Dr. JOHN STRAAYER (Professor of Political Science, Colorado State University): How can you briefly describe the success of the Democratic Party? One word: Republicans.
BRADY: John Straayer is a political scientist at Colorado State University.
Dr. STRAAYER: So I think you have in Colorado what you have pretty much nationally, and that is the Republican label, the Republican brand, doesn't look all that good right now.
BRADY: And, Straayer says, in Colorado that problem is compounded by a local backlash against the GOP. In the 1990s, the state party took a hard turn to the right and started focusing on social issues like abortion and gay marriage and on limiting the size of government.
Dr. STRAAYER: I sometimes characterize it as a meld between Grover Norquist and James Dobson.
BRADY: Norquiest, the anti-tax crusader, and Dobson you may already know heads the evangelical group Focus on the Family. Straayer says this change caused a split in the party between social conservatives and the traditional business and chamber of commerce crowd. There was some nasty infighting. And before party leaders could reunite the factions, Democrats swooped in taking over the state legislature, the governor's office, two congressional seats, and a U.S. Senate seat. As if that weren't enough, Republicans in Colorado have been hit by changing demographics, too. Back out on the street, Bill Nieberg(ph) of Denver says the state is becoming more urban.

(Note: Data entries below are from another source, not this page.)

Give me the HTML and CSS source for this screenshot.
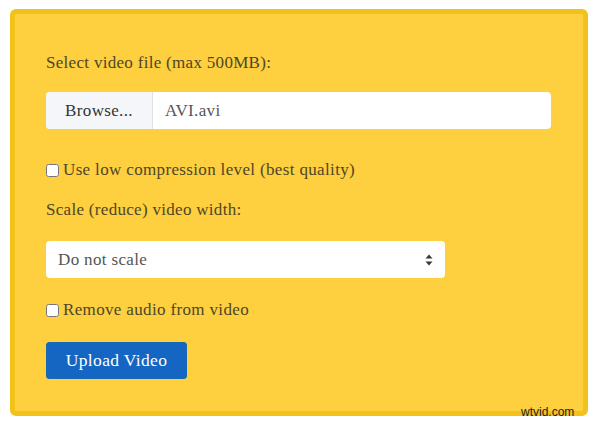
FILE: index.html
```
<!DOCTYPE html>
<html>
<head>
<meta charset="utf-8">
<link rel="stylesheet" href="styles.css">
</head>
<body>
<div class="panel">
  <div class="label first">Select video file (max 500MB):</div>
  <div class="file">
    <div class="browse">Browse...</div>
    <div class="fname">AVI.avi</div>
  </div>
  <label class="check c1"><input type="checkbox"><span>Use low compression level (best quality)</span></label>
  <div class="label second">Scale (reduce) video width:</div>
  <div class="selwrap">
    <select class="sel"><option>Do not scale</option></select>
    <svg class="arrows" width="8" height="12" viewBox="0 0 8 12"><path d="M4 0.5 L7.5 4.5 H0.5 Z M4 11.5 L7.5 7.5 H0.5 Z" fill="#343a40"/></svg>
  </div>
  <label class="check c2"><input type="checkbox"><span>Remove audio from video</span></label>
  <button class="upload">Upload Video</button>
</div>
<div class="mark">wtvid.com</div>
</body>
</html>
```
FILE: styles.css
```
html, body { margin: 0; padding: 0; background: #ffffff; }
body { position: relative; width: 594px; height: 422px; overflow: hidden;
  font-family: "Liberation Serif", "DejaVu Serif", serif; color: #4e4628; }
.panel { margin: 9px 6px 0 10px; height: 397px; border: 5px solid #f1c31a; border-radius: 6px;
  background: #fecf3e; padding: 0 31px; display: flex; flex-direction: column; align-items: flex-start; }
.label { font-size: 17px; line-height: 24px; letter-spacing: 0.3px; }
.first { margin-top: 37px; }
.second { margin-top: 16px; }
.file { margin-top: 17px; width: 505px; height: 37px; display: flex; background: #fff; border-radius: 4px; overflow: hidden; }
.browse { width: 106px; background: #f5f6f9; border-right: 1px solid #dfe1e6; font-size: 17px; line-height: 37px; text-align: center; color: #333; letter-spacing: 0.35px; }
.fname { padding-left: 12px; font-size: 17px; line-height: 37px; color: #555; letter-spacing: 0.35px; }
.check { display: flex; align-items: center; font-size: 17px; line-height: 24px; letter-spacing: 0.35px; }
.check input { margin: 0 4px 0 0; width: 13px; height: 13px; }
.c1 { margin-top: 29px; }
.c2 { margin-top: 20px; }
.selwrap { position: relative; margin-top: 19px; width: 399px; height: 37px; }
.sel { appearance: none; -webkit-appearance: none; width: 399px; height: 37px; border: none; border-radius: 4px; background: #fff;
  padding: 0 12px; font-family: "Liberation Serif", "DejaVu Serif", serif; font-size: 17px; color: #555; letter-spacing: 0.35px; }
.arrows { position: absolute; right: 12px; top: 13px; }
.upload { margin-top: 20px; width: 141px; height: 37px; background: #1565c2; border: 1px solid #1a6ab0; border-radius: 3px; color: #fff;
  font-family: "Liberation Serif", "DejaVu Serif", serif; font-size: 17.5px; letter-spacing: 0.35px; padding: 0; }
.mark { position: absolute; left: 521px; top: 405px; font-family: "Liberation Sans", Arial, sans-serif; font-size: 12px; line-height: 14px; color: #222; }
```
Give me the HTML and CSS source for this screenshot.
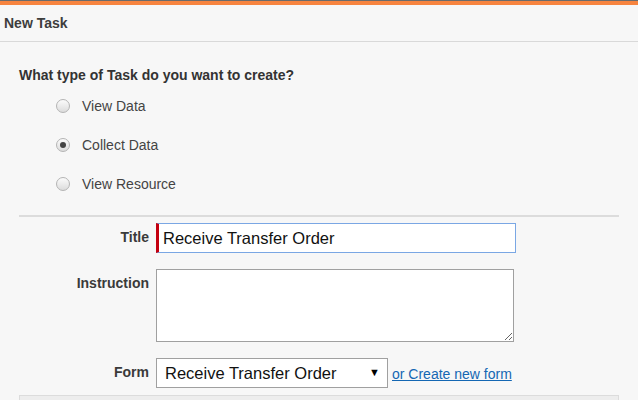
FILE: index.html
```html
<!DOCTYPE html>
<html lang="en">
<head>
    <meta charset="UTF-8">
    <title>New Task</title>
    <link rel="stylesheet" href="styles.css">
</head>
<body>
    <div class="accent-bar"></div>
    <header class="panel-header">New Task</header>
    <main class="panel-body">
        <p class="question">What type of Task do you want to create?</p>
        <ul class="type-list">
            <li><span class="radio"></span>View Data</li>
            <li><span class="radio checked"></span>Collect Data</li>
            <li><span class="radio"></span>View Resource</li>
        </ul>
        <div class="task-form">
            <label class="field-label" for="title">Title</label>
            <div class="field">
                <input type="text" id="title" class="title-input" value="Receive Transfer Order">
            </div>

            <label class="field-label" for="instruction">Instruction</label>
            <div class="field">
                <textarea id="instruction" class="instruction-input"></textarea>
            </div>

            <label class="field-label" for="form">Form</label>
            <div class="field form-field">
                <span class="select-wrap">
                    <select id="form" class="form-select">
                        <option>Receive Transfer Order</option>
                    </select>
                </span>
                <a href="#" class="create-link">or Create new form</a>
            </div>
        </div>
        <div class="next-section"></div>
    </main>
</body>
</html>
```

FILE: styles.css
```css
* {
    margin: 0;
    padding: 0;
    box-sizing: border-box;
}

body {
    background-color: #f7f7f7;
    color: #333;
    font-family: "Liberation Sans", Arial, sans-serif;
    overflow: hidden;
}

.accent-bar {
    height: 5px;
    border-top: 1px solid #6b6b6b;
    background-color: #f7843f;
}

.panel-header {
    height: 37px;
    padding: 10px 4px 0;
    font-size: 14px;
    font-weight: bold;
    color: #3d3d3d;
    border-bottom: 1px solid #d9d9d9;
}

.panel-body {
    padding: 0 19px;
}

.question {
    margin-top: 25px;
    font-size: 14px;
    font-weight: bold;
    color: #333;
}

.type-list {
    list-style: none;
    margin: 3px 0 0 37px;
}

.type-list li {
    display: flex;
    align-items: center;
    gap: 12px;
    height: 39px;
    font-size: 14px;
    color: #444;
}

.radio {
    width: 14px;
    height: 14px;
    border-radius: 50%;
    border: 1px solid #b4b4b4;
    background: linear-gradient(#fbfbfb, #dcdcdc);
    display: flex;
    align-items: center;
    justify-content: center;
}

.radio.checked::after {
    content: "";
    width: 6px;
    height: 6px;
    border-radius: 50%;
    background-color: #444;
}

.task-form {
    margin-top: 12px;
    padding-top: 6px;
    border-top: 2px solid #dcdcdc;
    display: grid;
    grid-template-columns: 130px 1fr;
    column-gap: 7px;
    row-gap: 16px;
}

.field-label {
    text-align: right;
    font-size: 14px;
    font-weight: bold;
    color: #3a3a3a;
    padding-top: 6px;
}

.title-input {
    width: 360px;
    height: 30px;
    padding: 0 4px;
    border: 1px solid #7aa7e4;
    border-left: 3px solid #c4000f;
    font-family: "Liberation Sans", Arial, sans-serif;
    font-size: 16.5px;
    color: #111;
    background-color: #fff;
    outline: none;
}

.instruction-input {
    display: block;
    width: 358px;
    height: 73px;
    border: 1px solid #a0a0a0;
    background-color: #fff;
    font-family: "Liberation Sans", Arial, sans-serif;
    font-size: 14px;
}

.form-field {
    display: flex;
    align-items: center;
    gap: 4px;
}

.select-wrap {
    position: relative;
    display: inline-block;
}

.select-wrap::after {
    content: "\25BC";
    position: absolute;
    right: 8px;
    top: 8px;
    font-size: 11px;
    color: #000;
    pointer-events: none;
}

.form-select {
    appearance: none;
    -webkit-appearance: none;
    width: 232px;
    height: 30px;
    padding: 0 8px;
    border: 1px solid #a0a0a0;
    border-radius: 0;
    background-color: #fff;
    font-family: "Liberation Sans", Arial, sans-serif;
    font-size: 16.5px;
    color: #111;
}

.create-link {
    font-size: 14px;
    color: #1467b3;
    padding-top: 2px;
}

.next-section {
    margin-top: 7px;
    height: 20px;
    border: 1px solid #dcdcdc;
    background-color: #ededed;
}
```
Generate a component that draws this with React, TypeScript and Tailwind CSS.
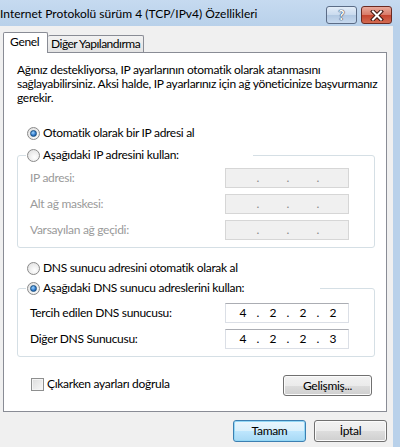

Mr. BILL NIEBERG: I've been here almost 20 years, and Colorado has changed. I know the Denver/Boulder area has grown. It's not so country as it used to be.
BRADY: Census figures show the state's Latino population is increasing too, which helps Democrats. At the same time, the number of registered Republicans is on the decline. But Ken Bickers with the University of Colorado says it's too soon to say if the state is permanently turning into a blue one.
Dr. BICKERS: Or if it just kind of dipped a toe into a little bit of blue paint and has decided that that's enough for it, and it'll move back and be red again in the future.
BRADY: Bickers says that will become clear after a few more election cycles. Jeff Brady, NPR News.